In-well hydrolysis means hydrolyzing urine samples in the well of the extraction plate instead of outside of the extraction plate (I talked about why we hydrolyze in this blog post). This can be a time saver for high throughput labs, which makes it look very appealing. In this blog post, I will be discussing some of the advantages of using an in-well hydrolysis plate and some of the results that I’ve gotten when compared to an out-of-well hydrolysis plate.

Several sample preparation companies make in-well hydrolysis plates. Biotage just launched their EVOLUTE HYDRO CX and ABN in-well hydrolysis plates. These plates are advertised to save a lab time and reduce potential cross-contamination, all while not affecting recoveries and matrix effects. But is that really the case? I have been running a Drugs of Abuse (DOA) panel containing about 100 analytes. I compared the EVOLUTE EXPRESS CX 30 mg plate to the EVOLUTE HYDRO CX 30 mg plate.

When running the EVOLUTE EXPRESS CX method, I hydrolyze my samples outside of the plate. After the completion of hydrolysis, I pretreat my samples and then transfer them to the EXPRESS CX plate. When using the EXPRESS CX plate, I don’t have to condition or equilibrate my sorbent prior to use, which already saves me some time.

When running the EVOLUTE HYDRO CX method, I hydrolyze my samples in the plate. A frit in the plate holds the sample above the CX sorbent that allows for the in-well hydrolysis. After hydrolysis, I simply add the pretreatment to the wells of the HYDRO CX plate and continue with my extraction! With the HYDRO plates, the column conditioning and equilibration steps are eliminated because the sample is already in the plate. (A bit more information on the HYDRO plate can be found here.)

So how does the HYDRO method save me time?
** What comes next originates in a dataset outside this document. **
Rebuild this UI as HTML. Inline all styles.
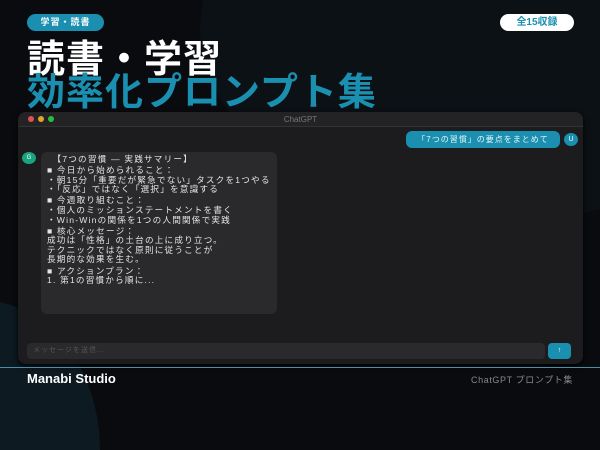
<!DOCTYPE html>
<html><head><meta charset="utf-8"><style>
*{margin:0;padding:0;box-sizing:border-box}
html,body{width:600px;height:450px;overflow:hidden;background:#0a0b0f}
body{position:relative;font-family:"Liberation Sans","Noto Sans CJK JP",sans-serif}
.a{position:absolute}
.clip{left:0;top:0;width:600px;height:450px;overflow:hidden}
.c1{left:-140px;top:300px;width:240px;height:300px;border-radius:50%;background:#0d1a22}
.c2{left:200px;top:-160px;width:600px;height:380px;border-radius:50%;background:#0c1116}
.b1{left:27px;top:14px;width:77px;height:17px;border-radius:9px;background:#1a8fb0;color:#fff;font-size:9px;font-weight:bold;line-height:17px;text-align:center;letter-spacing:1px}
.b2{left:500px;top:14px;width:74px;height:17px;border-radius:9px;background:#fff;color:#1a8fb0;font-size:10px;font-weight:bold;line-height:17px;text-align:center}
.t1{left:27px;top:41px;font-size:38px;font-weight:bold;color:#fff;line-height:38px;white-space:nowrap;letter-spacing:1px}
.t2{left:27px;top:74px;font-size:38px;font-weight:bold;color:#1a8fb0;line-height:38px;white-space:nowrap;letter-spacing:1px}
.win{left:18px;top:112px;width:565px;height:252px;border-radius:8px;background:#1c1c1e;overflow:hidden;box-shadow:0 2px 6px #000}
.bar{left:0;top:0;width:565px;height:15px;background:#232325;border-bottom:1px solid #333;color:#777;font-size:8px;text-align:center;line-height:15px}
.dot{top:4px;width:6px;height:6px;border-radius:50%}
.ub{left:388px;top:19px;width:154px;height:17px;border-radius:6px;background:#1a8fb0;color:#e8f6fa;font-size:8px;line-height:17px;text-align:center;letter-spacing:1px;white-space:nowrap}
.ua{left:546px;top:21px;width:14px;height:13px;border-radius:50%;background:#1a8fb0;color:#fff;font-size:7px;text-align:center;line-height:13px}
.ga{left:4px;top:40px;width:14px;height:12px;border-radius:50%;background:#19a37f;color:#fff;font-size:6px;text-align:center;line-height:12px}
.gb{left:23px;top:40px;width:236px;height:162px;border-radius:6px;background:#2a2a2c;color:#e4e4e4;font-size:8.6px;line-height:9.6px;padding:3px 6px;white-space:nowrap;letter-spacing:1.2px}
.gb p{margin-bottom:1.5px}
.in{left:9px;top:231px;width:518px;height:16px;border-radius:4px;background:#2a2a2c;color:#555;font-size:7px;line-height:16px;padding-left:6px;letter-spacing:1px}
.sb{left:530px;top:231px;width:23px;height:16px;border-radius:4px;background:#1a8fb0;color:#fff;font-size:7px;text-align:center;line-height:16px}
.line{left:0;top:367px;width:600px;height:1px;background:#4a8fa8}
.ms{left:27px;top:371px;color:#fff;font-size:13px;font-weight:bold}
.rt{right:27px;top:373px;color:#888;font-size:9px;letter-spacing:0.6px}
</style></head><body>
<div class="a clip"><div class="a c2"></div><div class="a c1"></div></div>
<div class="a b1">学習・読書</div>
<div class="a b2">全15収録</div>
<div class="a t1">読書・学習</div>
<div class="a t2">効率化プロンプト集</div>
<div class="a win">
<div class="a bar">ChatGPT</div>
<div class="a dot" style="left:10px;background:#e0524f"></div>
<div class="a dot" style="left:20px;background:#e0a52d"></div>
<div class="a dot" style="left:30px;background:#27c03e"></div>
<div class="a ub">「7つの習慣」の要点をまとめて</div>
<div class="a ua">U</div>
<div class="a ga">G</div>
<div class="a gb">
<p>　【7つの習慣 — 実践サマリー】</p>
<p>■ 今日から始められること：<br>・朝15分「重要だが緊急でない」タスクを1つやる<br>・「反応」ではなく「選択」を意識する</p>
<p>■ 今週取り組むこと：<br>・個人のミッションステートメントを書く<br>・Win-Winの関係を1つの人間関係で実践</p>
<p>■ 核心メッセージ：<br>成功は「性格」の土台の上に成り立つ。<br>テクニックではなく原則に従うことが<br>長期的な効果を生む。</p>
<p>■ アクションプラン：<br>1. 第1の習慣から順に...</p>
</div>
<div class="a in">メッセージを送信...</div>
<div class="a sb">↑</div>
</div>
<div class="a line"></div>
<div class="a ms">Manabi Studio</div>
<div class="a rt">ChatGPT プロンプト集</div>
</body></html>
I don’t have to transfer my samples to the plate after hydrolysis! This also reduces my risk of carryover or cross contamination between samples. I also don’t even have the option of doing conditioning and equilibrating steps. But, do I actually get the same results for both products? YES! As you can see below, I compared both hydrolysis efficiencies for out-of-well vs in-well plates. I also compared recoveries and matrix effects. All hydrolysis efficiencies, matrix effects, and recoveries were within 20% for the 2 different plates. (A poster is also available on the Biotage website with more information about the methods and comparisons between the 2 plates.)


The hydrolysis for both the EXPRESS CX and HYDRO CX methods was done using an incubation of 55C for 30 minutes.


Recoveries vary depending on the enzyme. However, they are consistent between the 2 plates.


As can be seen above, hydrolysis efficiencies, recoveries, and matrix effects are nearly identical for both the in-well hydrolysis plate and the out-of-well hydrolysis plate. For my future urine panels that require hydrolysis, I think I will be using the EVOLUTE HYDRO CX plates to save me a bit of time and to eliminate some cross-contamination risk.